After freezing up last year, the market for Chinese internet IPOs in the US has quietly begun to thaw, with another important deal expected to price this week. Autohome, the biggest used car sales website in China, and probably the world, is seeking to raise $125 million on the NYSE, in an IPO that would value the business at around $2 billion.
Chinese internet IPOs in the US were booming back in 2011 as investors leapt into just about any play on China’s emerging middle class. But in 2012, the bubble burst after short sellers alleged that high-profile, offshore-listed Chinese companies like Sino-Forest and Universal Travel Group were actually frauds.
Now, as US regulators are enforcing stricter regulations and the demand for IPOs has rebounded, Chinese internet companies are feeling brave enough to come back to the US markets again. Investors have flocked to recent IPOs like Chinese lottery site 500.com (up 30% since its IPO) and classifieds site 58.com (up 21% since its IPO).

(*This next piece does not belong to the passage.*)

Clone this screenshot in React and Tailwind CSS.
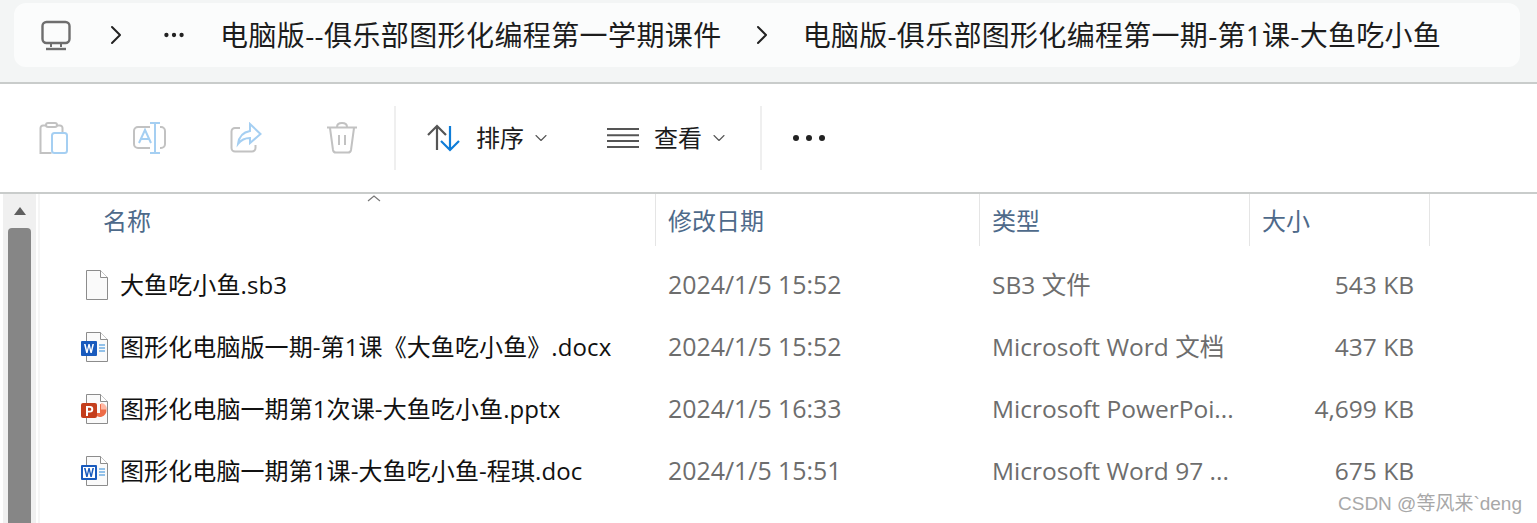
import { ChevronRight, ChevronDown, Ellipsis } from 'lucide-react';

const FONT = "font-['Open_Sans','Noto_Sans_CJK_SC',sans-serif]";

const rows = [
  { name: '大鱼吃小鱼.sb3', date: '2024/1/5 15:52', type: 'SB3 文件', size: '543 KB', icon: 'blank' },
  { name: '图形化电脑版一期-第1课《大鱼吃小鱼》.docx', date: '2024/1/5 15:52', type: 'Microsoft Word 文档', size: '437 KB', icon: 'docx' },
  { name: '图形化电脑一期第1次课-大鱼吃小鱼.pptx', date: '2024/1/5 16:33', type: 'Microsoft PowerPoi...', size: '4,699 KB', icon: 'pptx' },
  { name: '图形化电脑一期第1课-大鱼吃小鱼-程琪.doc', date: '2024/1/5 15:51', type: 'Microsoft Word 97 ...', size: '675 KB', icon: 'doc' },
];

function FileIcon({ kind }) {
  return (
    <svg width="28" height="30" viewBox="0 0 28 30" className="shrink-0">
      <path d="M5.5.5h14l7 7v22h-21z" fill="#fafafa" stroke="#8c8c8c" />
      <path d="M19.5.5v7h7" fill="#fff" stroke="#8c8c8c" />
      {kind === 'docx' || kind === 'doc' ? (
        <>
          <path d="M18 13h6M18 16h6M18 19h6" stroke="#2b88d8" strokeWidth="1.2" />
          <rect x="0" y="9" width="16" height="15" rx="1" fill="#185abd" />
          {kind === 'doc' && <rect x="2" y="11" width="12" height="11" fill="#fff" />}
          <path
            d="M3 12l2.2 9h1.4L8 15l1.4 6h1.4l2.2-9h-1.6l-1.3 6-1.4-6H7.4L6 18l-1.4-6z"
            fill={kind === 'doc' ? '#185abd' : '#fff'}
          />
        </>
      ) : null}
      {kind === 'pptx' && (
        <>
          <path d="M19 10a6.5 6.5 0 1 1-6 9h6z" fill="#ed6c47" />
          <path d="M20 9a6.5 6.5 0 0 1 6 6.500h-6z" fill="#ffb9a5" />
          <rect x="0" y="9" width="16" height="15" rx="2" fill="#c43e1c" />
          <path fillRule="evenodd" d="M5 12h4a3.200 3.200 0 0 1 0 6.500H7V22H5zm2 1.800v3h1.800a1.500 1.500 0 0 0 0-3z" fill="#fff" />
        </>
      )}
    </svg>
  );
}

function Divider() {
  return <div className="w-0.5 h-16 bg-[#efefef] mx-0" />;
}

export default function App() {
  return (
    <div className={`w-[1537px] h-[523px] overflow-hidden bg-white relative ${FONT}`}>
      {/* address bar */}
      <div className="h-[84px] bg-[#f3f5f5] border-b-2 border-[#c9cccb] pt-[3px] pl-3.5 pr-[17px]">
        <div className="h-16 bg-[#fbfcfc] rounded-xl flex items-center text-[28px] tracking-[0.4px] text-[#1c1c1c] whitespace-nowrap">
          <svg width="32" height="32" viewBox="0 0 32 32" className="ml-[26px]" fill="none" stroke="#6e6e6e" strokeWidth="2.400">
            <rect x="2.500" y="3" width="27" height="21" rx="4" />
            <path d="M11 24v4M21 24v4" strokeWidth="2" />
            <path d="M6 30h20" strokeWidth="2.400" />
          </svg>
          <ChevronRight size={32} strokeWidth={1.500} className="ml-[28px] text-[#222]" />
          <Ellipsis size={26} strokeWidth={2} className="ml-[29px] text-[#222]" />
          <span className="ml-[33px]">电脑版--俱乐部图形化编程第一学期课件</span>
          <ChevronRight size={32} strokeWidth={1.500} className="ml-[24px] text-[#222]" />
          <span className="ml-[25px] tracking-[0.3px]">电脑版-俱乐部图形化编程第一期-第1课-大鱼吃小鱼</span>
        </div>
      </div>

      {/* toolbar */}
      <div className="h-[110px] border-b-2 border-[#c9cccb] flex items-center text-[#1c1c1c] text-2xl">
        <svg width="30" height="34" viewBox="0 0 30 34" fill="none" className="ml-[39px]" strokeWidth="2">
          <path d="M7 4.500H4A2.500 2.500 0 0 0 1.500 7v25h11" stroke="#c2c2c2" />
          <path d="M18 4.500h3A2.500 2.500 0 0 1 23.500 7v4" stroke="#c2c2c2" />
          <rect x="7" y="2" width="11" height="4" rx="2" stroke="#c2c2c2" />
          <rect x="13" y="12" width="15" height="20" rx="2.500" stroke="#a5cff2" />
        </svg>
        <svg width="34" height="34" viewBox="0 0 34 34" fill="none" className="ml-[63px]" strokeWidth="2">
          <path d="M18 6H6a4 4 0 0 0-4 4v13a4 4 0 0 0 4 4h12M28 6h1a4 4 0 0 1 4 4v13a4 4 0 0 1-4 4h-1" stroke="#c2c2c2" />
          <path d="M18 2h10M23 2v30M18 32h10" stroke="#a5cff2" />
          <path d="M7 22l6-13 6 13M9 18h8" stroke="#a5cff2" />
        </svg>
        <svg width="32" height="32" viewBox="0 0 32 32" fill="none" className="ml-[64px]" strokeWidth="2">
          <path d="M10 6H5a3.500 3.500 0 0 0-3.500 3.500V26A3.500 3.500 0 0 0 5 29.500h17a3.500 3.500 0 0 0 3.500-3.500v-3" stroke="#c2c2c2" />
          <path d="M20 2l10.500 10L20 21v-5c-6 0-9 2-12 6 1-8 6-12 12-13z" stroke="#a5cff2" />
        </svg>
        <svg width="32" height="32" viewBox="0 0 32 32" fill="none" stroke="#c2c2c2" strokeWidth="2" className="ml-[64px]">
          <path d="M1 5.500h30M11 5c0-2.500 2-4 5-4s5 1.500 5 4M4 6l3 22a3 3 0 0 0 3 2.500h12a3 3 0 0 0 3-2.500l3-22M13 13v10M19 13v10" />
        </svg>
        <div className="ml-[36px]"><Divider /></div>

        <svg width="34" height="28" viewBox="0 0 34 28" fill="none" strokeWidth="2.200" className="ml-[31px]">
          <path d="M10 26V2M1 11l9-9 9 9" stroke="#555" />
          <path d="M23 2v24M14 17l9 9 9-9" stroke="#0f7dd8" />
        </svg>
        <span className="ml-[15px]">排序</span>
        <ChevronDown size={20} strokeWidth={1.300} className="ml-[7px] text-[#555]" />

        <svg width="32" height="20" viewBox="0 0 32 20" fill="none" stroke="#555" strokeWidth="2" className="ml-[56px]">
          <path d="M0 1h32M0 7.300h32M0 13h32M0 19h32" />
        </svg>
        <span className="ml-[15px]">查看</span>
        <ChevronDown size={20} strokeWidth={1.300} className="ml-[7px] text-[#555]" />
        <div className="ml-[31px]"><Divider /></div>
        <div className="ml-[31px] flex gap-[7px]">
          <span className="w-[6px] h-[6px] rounded-full bg-[#222]" />
          <span className="w-[6px] h-[6px] rounded-full bg-[#222]" />
          <span className="w-[6px] h-[6px] rounded-full bg-[#222]" />
        </div>
      </div>

      {/* list */}
      <div className="flex h-[329px]">
        <div className="w-[33px] ml-[3px] bg-[#f0f0f0] flex flex-col items-center shrink-0">
          <div className="mt-[13px] w-0 h-0 border-x-[6px] border-x-transparent border-b-[8px] border-b-[#5f5f5f]" />
          <div className="mt-[13px] w-[23px] flex-1 bg-[#868686] rounded-t-sm" />
        </div>
        <div className="flex-1 border-l-2 border-[#f5f5f5] ml-0.5">
          <div className="grid grid-cols-[616px_324px_270px_180px] h-[52px] text-2xl text-[#4e6a8a] leading-none">
            <div className="pl-[63px] pt-[15px] border-r border-[#e5e5e5]">名称</div>
            <div className="pl-3 pt-[15px] border-r border-[#e5e5e5]">修改日期</div>
            <div className="pl-3 pt-[15px] border-r border-[#e5e5e5]">类型</div>
            <div className="pl-3 pt-[15px] border-r border-[#e5e5e5]">大小</div>
          </div>
          <div className="pt-[8px]">
            {rows.map((row) => (
              <div key={row.name} className="grid grid-cols-[616px_324px_270px_180px] h-[62px] items-center text-[24.5px] text-[#6d6d6d] whitespace-nowrap">
                <div className="flex items-center pl-[41px] gap-[11px]">
                  <FileIcon kind={row.icon} />
                  <span className="text-[#111] text-2xl tracking-[0.1px]">{row.name}</span>
                </div>
                <div className="pl-3 text-[24.9px]">{row.date}</div>
                <div className="pl-3 overflow-hidden">{row.type}</div>
                <div className="text-right pr-[16px]">{row.size}</div>
              </div>
            ))}
          </div>
        </div>
      </div>

      {/* sort caret, sits over the header */}
      <svg width="16" height="8" viewBox="0 0 16 8" fill="none" stroke="#777" strokeWidth="1.200" className="absolute left-[366px] top-[194px]">
        <path d="M2 7l6-5 6 5" />
      </svg>
      {/* watermark */}
      <div className="absolute right-[15px] bottom-[10px] font-['Liberation_Sans','Noto_Sans_CJK_SC',sans-serif] text-[19px] leading-none text-[#a8a8a8]">CSDN @等风来`deng</div>
    </div>
  );
}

But with all of the recent successful floatations, it’s easy to forget that foreign-listed Chinese internet companies all use ownership structures that are convoluted at best—and they may even be possibly even illegal under Chinese law.
China restricts foreign investors from owning businesses in strategically important sectors, including finance, telecommunications and the internet. To get around this, Chinese internet companies such as Autohome use ”variable interest entity” (VIE) structures to access US markets. Essentially, the VIE structure means when you buy shares in the US listing of a Chinese internet company, you’re not actually buying a piece of the underlying business, but only a piece of the contractual rights to its profits and control over management, which lawyers have warned might not even be valid.
In the case of Autohome, the business being offered on the NYSE this week is actually a holding company based in the Cayman Islands, which controls the underlying assets through equity interests in a bewildering array of subsidiaries in the Virgin Islands and Hong Kong, which in turn hold contracts with entities and executives on the ground in mainland China.
The Chinese government has turned a blind eye to complex and opaque VIE structures in order to keep foreign investment flowing, but there’s no guarantee that this won’t change. China’s highest court ruled in October last year that VIEs used by a Hong Kong based firm to invest in a Chinese bank were void, creating uneasiness among lawyers. The uncertainty makes for bigger risks than the average emerging market stock bet; the Autohome prospectus (p.27), for instance, warns that a change in interpretation of VIEs by the Chinese government could expose the holding company to “severe penalties” and even force it to relinquish its assets.
About half of the 200 Chinese companies listed in the US employ the VIE structure including well known companies such as Baidu, as well as the Hong Kong-listed internet giant Tencent. Expect the VIE structure to get even more scrutiny ahead of the highly anticipated IPO of Alibaba, China’s biggest e-commerce company, which is likely to list in either Hong Kong or New York in the next year or so.